We’re back this week with Part Two of our look at the Chicago Cubs and how the formula they used to win the 2016 World Series contains many valuable lessons for banks.
Again, the excellent book “The Cubs Way” was the basis for this list. Reasons 1-4 were covered in this post. Below are reasons 5-8 why the Cubs Way should be your bank’s way.
5) Give feedback now, not later
“It occurred to Epstein that the first time a team truly tells a player he’s not good enough is when it’s too late – when it releases him.”
“Why didn’t anybody tell me I needed to work on my turns? I would have gotten to the big leagues so much quicker!” - former shortstop Gary DiSarcina.
Cubs Way
Baseball culture has many quirks, but this may be one of its strangest: scouts and coaches monitor players constantly and aggregate all sorts of performance data, but most of the time they’re only sharing it with each other. There are two big exceptions. The first – as the first quote illustrates – is when a player is released (which is the baseball equivalent of being fired). The second is during salary arbitration. Then, in an effort to convince an independent arbitrator that the player deserves a lower salary, the team will compile a list of areas in which the player’s performance is subpar.

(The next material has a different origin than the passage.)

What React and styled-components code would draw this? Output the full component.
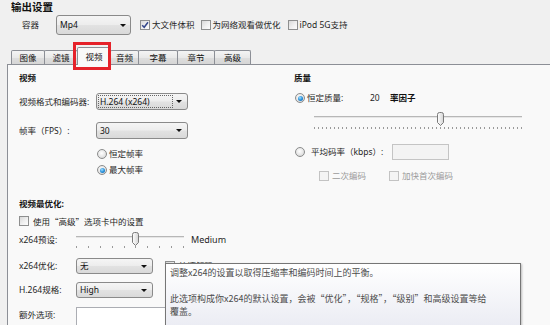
import React from "react";
import styled, { createGlobalStyle } from "styled-components";

const Global = createGlobalStyle`
  html, body { margin: 0; padding: 0; }
  body {
    background: #f0f0f0;
    font-family: "Noto Sans", "Noto Sans CJK SC", sans-serif;
    font-size: 8.5px;
    line-height: 12px;
    color: #1f1f1f;
  }
  * { box-sizing: border-box; }
`;

const Window = styled.div`
  position: relative;
  width: 550px;
  height: 325px;
  overflow: hidden;
  display: flex;
  flex-direction: column;
  background: #f0f0f0;
`;

const Title = styled.div`
  height: 13px;
  padding: 1px 0 0 11px;
  font-size: 10.5px;
  font-weight: 700;
  line-height: 12px;
  color: #111;
`;

const TopRow = styled.div`
  margin-top: 2px;
  height: 20px;
  padding-left: 22px;
  display: flex;
  align-items: center;
`;

const TopLabel = styled.span`
  width: 34px;
  flex: none;
`;

const CheckGroup = styled.div`
  display: flex;
  align-items: center;
  gap: 6px;
  margin-left: ${(p) => p.$ml || 0}px;
`;

const CheckItem = styled.label`
  display: inline-flex;
  align-items: center;
  gap: ${(p) => p.$gap ?? 2}px;
  margin-left: ${(p) => p.$ml || 0}px;
  color: ${(p) => (p.$disabled ? "#9b9b9b" : "inherit")};
  white-space: nowrap;
`;

const CjkText = styled.span`
  font-family: "Noto Sans CJK SC", sans-serif;
`;

const Box = styled.span`
  width: 10px;
  height: 10px;
  flex: none;
  border: 1px solid ${(p) => (p.$disabled ? "#c3c3c3" : "#8e8f8f")};
  background: ${(p) =>
    p.$disabled
      ? "#f4f4f4"
      : "linear-gradient(135deg, #d9d9d9 0%, #f0f0f0 55%, #fdfdfd 100%)"};
  display: inline-flex;
  align-items: center;
  justify-content: center;
`;

const RadioCircle = styled.span`
  width: 10px;
  height: 10px;
  flex: none;
  border-radius: 50%;
  border: 1px solid #8b8c8c;
  background: radial-gradient(circle at 45% 40%, #ffffff 0%, #e6e6e6 55%, #c9c9c9 100%);
  display: inline-flex;
  align-items: center;
  justify-content: center;
  margin-left: ${(p) => p.$ml || 0}px;
  &::after {
    content: "";
    display: ${(p) => (p.$on ? "block" : "none")};
    width: 5px;
    height: 5px;
    border-radius: 50%;
    background: radial-gradient(circle at 40% 35%, #a6e0ff 0%, #2b93dc 50%, #0d5ea8 100%);
  }
`;

const SelectBox = styled.div`
  width: ${(p) => p.$w}px;
  height: ${(p) => p.$h || 17}px;
  flex: none;
  border: 1px solid #8a8a8a;
  border-radius: 3px;
  background: linear-gradient(#f5f5f5 0%, #ededed 48%, #e2e2e2 52%, #d9d9d9 100%);
  display: flex;
  align-items: center;
  padding-left: ${(p) => p.$pl ?? 3}px;
  color: #111;
`;

const SelectText = styled.span`
  flex: 1;
  white-space: nowrap;
`;

const FocusText = styled.span`
  width: 75px;
  height: 13px;
  border: 1px dotted #666;
  padding-left: 1px;
  display: flex;
  align-items: center;
  white-space: nowrap;
`;

const Spacer = styled.span`
  flex: 1;
`;

const Arrow = styled.span`
  flex: none;
  width: 0;
  height: 0;
  border-left: 3px solid transparent;
  border-right: 3px solid transparent;
  border-top: 3px solid #111;
  margin-right: ${(p) => p.$mr ?? 5}px;
`;

const TabBar = styled.div`
  margin-top: 12px;
  height: 17px;
  flex: none;
  padding-left: 11px;
  display: flex;
  align-items: flex-end;
  position: relative;
  z-index: 1;
`;

const Tab = styled.div`
  width: ${(p) => p.$w}px;
  height: ${(p) => (p.$active ? 18 : 14)}px;
  margin-left: ${(p) => (p.$first ? 0 : -1)}px;
  margin-bottom: ${(p) => (p.$active ? -1 : 0)}px;
  border: 1px solid #8c8f96;
  border-bottom: none;
  border-radius: 2px 2px 0 0;
  background: ${(p) =>
    p.$active ? "#f9f9f9" : "linear-gradient(#f4f4f4 0%, #e9e9e9 50%, #dedede 51%, #d6d6d6 100%)"};
  position: relative;
  z-index: ${(p) => (p.$active ? 2 : 1)};
  display: flex;
  align-items: center;
  justify-content: center;
  color: #111;
`;

const Panel = styled.div`
  flex: 1;
  margin-left: 7px;
  border-top: 1px solid #8c8f96;
  border-left: 1px solid #8c8f96;
  background: #f9f9f9;
  padding: 7px 0 0 11px;
`;

const Upper = styled.div`
  display: grid;
  grid-template-columns: 275px 1fr;
  align-items: start;
`;

const Column = styled.div`
  display: flex;
  flex-direction: column;
`;

const Heading = styled.div`
  height: 12px;
  font-weight: 700;
  color: #111;
  margin-top: ${(p) => p.$mt || 0}px;
`;

const FieldRow = styled.div`
  display: flex;
  align-items: center;
  height: ${(p) => p.$h || 17}px;
  margin-top: ${(p) => p.$mt || 0}px;
  padding-left: ${(p) => p.$pl || 0}px;
`;

const FieldLabel = styled.span`
  width: ${(p) => p.$w}px;
  flex: none;
  white-space: nowrap;
  margin-left: ${(p) => p.$ml || 0}px;
  font-weight: ${(p) => (p.$bold ? 700 : 400)};
  color: ${(p) => (p.$bold ? "#111" : "inherit")};
`;

const SliderWrap = styled.div`
  margin-left: ${(p) => p.$ml || 0}px;
  margin-top: ${(p) => p.$mt || 0}px;
  display: flex;
  flex: none;
`;

const Medium = styled.span`
  margin-left: 7px;
  font-size: 9px;
`;

const TextInput = styled.div`
  width: 57px;
  height: 16px;
  flex: none;
  border: 1px solid #c4c4c4;
  background: #f3f3f3;
`;

const ExtraRow = styled.div`
  display: flex;
  align-items: flex-start;
  margin-top: 9px;
`;

const ExtraLabel = styled.span`
  width: 57px;
  flex: none;
  padding-top: 2px;
`;

const TextArea = styled.div`
  width: 320px;
  height: 40px;
  border: 1px solid #abadb3;
  background: #ffffff;
`;

const Tooltip = styled.div`
  position: absolute;
  left: 165px;
  top: 263px;
  width: 356px;
  height: 90px;
  border: 1px solid #767676;
  background: linear-gradient(#ffffff 0%, #eeeff5 60%, #e4e5f0 100%);
  box-shadow: 1px 1px 2px rgba(0, 0, 0, 0.25);
  padding: 2px 4px;
  font-family: "Noto Sans CJK SC", sans-serif;
  font-size: 9px;
  line-height: 13px;
  color: #4c4c4c;
  z-index: 5;
`;

const TipPara = styled.p`
  margin: 0 0 ${(p) => p.$mb || 0}px 0;
  white-space: nowrap;
`;

const Annotation = styled.div`
  position: absolute;
  left: 73px;
  top: 42px;
  width: 38px;
  height: 28px;
  border: 3px solid #e5222a;
  z-index: 6;
`;

function Check({ checked, disabled, label, ml, gap }) {
  return (
    <CheckItem $disabled={disabled} $ml={ml} $gap={gap}>
      <Box $disabled={disabled}>
        {checked && (
          <svg width="8" height="8" viewBox="0 0 8 8">
            <path d="M1.2 4.2 L3.2 6.3 L7 1.2" fill="none" stroke="#34478a" strokeWidth="1.5" />
          </svg>
        )}
      </Box>
      {label}
    </CheckItem>
  );
}

function Select({ w, h, text, focus, pl, mr }) {
  return (
    <SelectBox $w={w} $h={h} $pl={pl}>
      {focus ? (
        <>
          <FocusText>{text}</FocusText>
          <Spacer />
        </>
      ) : (
        <SelectText>{text}</SelectText>
      )}
      <Arrow $mr={mr} />
    </SelectBox>
  );
}

function Slider({ width, height, ticks, index, trackY, tickY, thumbTop, id }) {
  const step = (width - 1) / (ticks - 1);
  const tx = Math.round(index * step);
  const marks = [];
  for (let i = 0; i < ticks; i++) {
    const x = Math.round(i * step) + 0.5;
    marks.push(<line key={i} x1={x} x2={x} y1={tickY} y2={tickY + 2} stroke="#9a9a9a" strokeWidth="1" />);
  }
  return (
    <svg width={width} height={height} viewBox={`0 0 ${width} ${height}`} style={{ display: "block" }}>
      <defs>
        <linearGradient id={id} x1="0" y1="0" x2="1" y2="0">
          <stop offset="0" stopColor="#ffffff" />
          <stop offset="1" stopColor="#d4d4d4" />
        </linearGradient>
      </defs>
      <rect x="0" y={trackY} width={width} height="1" fill="#b7b7b7" />
      <rect x="0" y={trackY + 1} width={width} height="1" fill="#e6e6e6" />
      {marks}
      <path
        d={`M${tx - 3 + 0.5} ${thumbTop + 2.5} q0 -2 2 -2 h2 q2 0 2 2 v8 l-3 3 l-3 -3 z`}
        fill={`url(#${id})`}
        stroke="#7a7a7a"
        strokeWidth="1"
      />
    </svg>
  );
}

const tabs = [
  { t: "图像", w: 34 },
  { t: "滤镜", w: 34 },
  { t: "视频", w: 34, active: true },
  { t: "音频", w: 29 },
  { t: "字幕", w: 40 },
  { t: "章节", w: 38 },
  { t: "高级", w: 37 },
];

export default function App() {
  return (
    <Window>
      <Global />
      <Title>输出设置</Title>
      <TopRow>
        <TopLabel>容器</TopLabel>
        <Select w={75} h={20} text="Mp4" mr={4} />
        <CheckGroup $ml={9}>
          <Check checked label="大文件体积" />
          <Check label="为网络观看做优化" />
          <Check label="iPod 5G支持" ml={1} />
        </CheckGroup>
      </TopRow>
      <TabBar>
        {tabs.map((tb, i) => (
          <Tab key={tb.t} $w={tb.w} $active={tb.active} $first={i === 0}>
            {tb.t}
          </Tab>
        ))}
      </TabBar>
      <Panel>
        <Upper>
          <Column>
            <Heading>视频</Heading>
            <FieldRow $mt={9}>
              <FieldLabel $w={77}>视频格式和编码器:</FieldLabel>
              <Select w={92} text="H.264 (x264)" focus pl={1} />
            </FieldRow>
            <FieldRow $mt={12}>
              <FieldLabel $w={77}>帧率（FPS）:</FieldLabel>
              <Select w={92} text="30" />
            </FieldRow>
            <FieldRow $mt={7} $h={16} $pl={78}>
              <CheckItem>
                <RadioCircle />
                恒定帧率
              </CheckItem>
            </FieldRow>
            <FieldRow $h={16} $pl={78}>
              <CheckItem>
                <RadioCircle $on />
                最大帧率
              </CheckItem>
            </FieldRow>
          </Column>
          <Column>
            <Heading>质量</Heading>
            <FieldRow $mt={8} $h={12}>
              <RadioCircle $on $ml={1} />
              <FieldLabel $w={63} $ml={2}>恒定质量:</FieldLabel>
              <FieldLabel $w={20}>20</FieldLabel>
              <FieldLabel $w={40} $bold>率因子</FieldLabel>
            </FieldRow>
            <SliderWrap $ml={20} $mt={6}>
              <Slider id="rfThumb" width={208} height={22} ticks={52} index={31} trackY={6} tickY={17} thumbTop={2} />
            </SliderWrap>
            <FieldRow $mt={12} $h={16}>
              <RadioCircle $ml={1} />
              <FieldLabel $w={81} $ml={6}>平均码率（kbps）:</FieldLabel>
              <TextInput />
            </FieldRow>
            <FieldRow $mt={10} $h={12} $pl={25}>
              <Check disabled label="二次编码" gap={3} />
              <Check disabled label="加快首次编码" gap={3} ml={23} />
            </FieldRow>
          </Column>
        </Upper>

        <Heading $mt={16}>视频最优化:</Heading>
        <FieldRow $mt={5} $h={12}>
          <Check label={<CjkText>使用“高级”选项卡中的设置</CjkText>} gap={4} />
        </FieldRow>
        <FieldRow $mt={4} $h={18}>
          <FieldLabel $w={57}>x264预设:</FieldLabel>
          <SliderWrap>
            <Slider id="presetThumb" width={108} height={18} ticks={10} index={5} trackY={5} tickY={15} thumbTop={1} />
          </SliderWrap>
          <Medium>Medium</Medium>
        </FieldRow>
        <FieldRow $mt={9} $h={16}>
          <FieldLabel $w={57}>x264优化:</FieldLabel>
          <Select w={77} h={16} text="无" />
          <Check label="快速解码" ml={12} gap={4} />
        </FieldRow>
        <FieldRow $mt={8} $h={16}>
          <FieldLabel $w={57}>H.264规格:</FieldLabel>
          <Select w={77} h={16} text="High" />
        </FieldRow>
        <ExtraRow>
          <ExtraLabel>额外选项:</ExtraLabel>
          <TextArea />
        </ExtraRow>
      </Panel>

      <Tooltip>
        <TipPara $mb={13}>调整x264的设置以取得压缩率和编码时间上的平衡。</TipPara>
        <TipPara>此选项构成你x264的默认设置，会被“优化”，“规格”，“级别”和高级设置等给</TipPara>
        <TipPara>覆盖。</TipPara>
      </Tooltip>
      <Annotation />
    </Window>
  );
}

Cubs president Theo Epstein and manager Joe Maddon separately came to the conclusion that this was a terrible way of doing business. First, it failed to build trust. Players felt they were being blindsided with criticism they’d never known about. Second, it missed golden opportunities for improvement.
The Cubs adopted Individual Player Development Plans. The coaching staff met with each player in spring training, at the midway point of the season and then after the season to discuss the player’s strengths and weaknesses and potential paths to improvement. Maddon and Epstein never wanted to hear a player say “Why didn’t anybody tell me?!”
Your Bank’s Way
Banks certainly aren’t as miserly as baseball teams when it comes to sharing performance feedback with employees. Still, there’s often a critical delay. Many wait until the end of the month or the end of the quarter before giving RMs evaluations of their deals. By then, the damage – in terms of poorly crafted deals – is already done. And the RMs feel they’re being judged by 20/20 hindsight: “Here’s what you should have done.”

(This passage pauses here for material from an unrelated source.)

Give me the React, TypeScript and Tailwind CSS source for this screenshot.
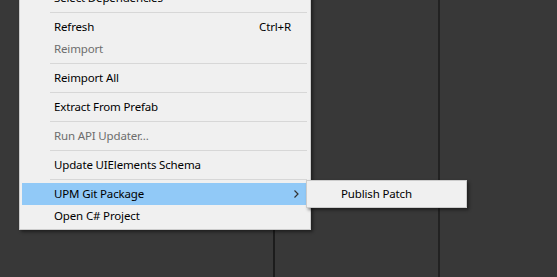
import React from 'react';

type Item =
  | { sep: true }
  | { label: string; shortcut?: string; disabled?: boolean; active?: boolean; submenu?: boolean };

const items: Item[] = [
  { label: 'Select Dependencies' },
  { sep: true },
  { label: 'Refresh', shortcut: 'Ctrl+R' },
  { label: 'Reimport', disabled: true },
  { sep: true },
  { label: 'Reimport All' },
  { sep: true },
  { label: 'Extract From Prefab' },
  { sep: true },
  { label: 'Run API Updater...', disabled: true },
  { sep: true },
  { label: 'Update UIElements Schema' },
  { sep: true },
  { label: 'UPM Git Package', active: true, submenu: true },
  { label: 'Open C# Project' },
];

function Chevron() {
  return (
    <svg width="5" height="8" viewBox="0 0 5 8" className="shrink-0">
      <path d="M0.5 0.5 L4 4 L0.5 7.5" fill="none" stroke="#333" strokeWidth="1.2" />
    </svg>
  );
}

function MenuRow({ item }: { item: Item }) {
  if ('sep' in item) {
    return (
      <div className="py-[3px] pl-[28px] pr-px">
        <div className="h-px bg-[#d7d7d7]" />
      </div>
    );
  }
  return (
    <div
      className={`flex h-[22px] items-center pl-[32px] pr-[9px] ${item.active ? 'bg-[#91c9f7]' : ''} ${
        item.disabled ? 'text-[#6d6d6d]' : 'text-black'
      }`}
    >
      <span className="flex-1">{item.label}</span>
      {item.shortcut && <span className="mr-[8px]">{item.shortcut}</span>}
      {item.submenu && <Chevron />}
    </div>
  );
}

export default function App() {
  return (
    <div
      className="relative flex h-[277px] w-[557px] overflow-hidden bg-[#383838] text-[11.5px] tracking-[-0.15px]"
      style={{ fontFamily: '"Segoe UI", "Noto Sans", sans-serif' }}
    >
      {/* editor panels behind the menu */}
      <div className="w-[273px]" />
      <div className="w-[2px] bg-[#1c1c1c]" />
      <div className="w-[163px]" />
      <div className="w-[2px] bg-[#222222]" />
      <div className="flex-1" />

      {/* context menu */}
      <div className="absolute left-[19px] top-[-16px] w-[292px] border border-[#cccccc] bg-[#f0f0f0] p-[2px] shadow-[2px_2px_3px_rgba(0,0,0,0.45)]">
        {items.map((item, i) => (
          <MenuRow key={i} item={item} />
        ))}
      </div>

      {/* submenu */}
      <div className="absolute left-[306px] top-[180px] w-[161px] border border-[#cccccc] bg-[#f0f0f0] p-[2px] shadow-[2px_2px_3px_rgba(0,0,0,0.45)]">
        <div className="flex h-[22px] items-center pl-[32px] text-black">Publish Patch</div>
      </div>
    </div>
  );
}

Granted, banks aren’t waiting until they fire RMs to tell them what they’re doing wrong, but they’re still waiting too long. As we wrote in Earn It (Chapter 4, Moving the Pricing Process Forward), the best banks are giving their RMs the information they need while they’re sitting across from customer. Rather than telling them two weeks later that the deal they structured is too risky or not profitable enough, they’re providing that feedback in real time, and giving their RMs the tools and the freedom to improve the deal – and their performance.
It’s like an Individual RM Development Plan, with feedback that’s given during each deal. It leads to better RM morale and a better bottom line for the bank.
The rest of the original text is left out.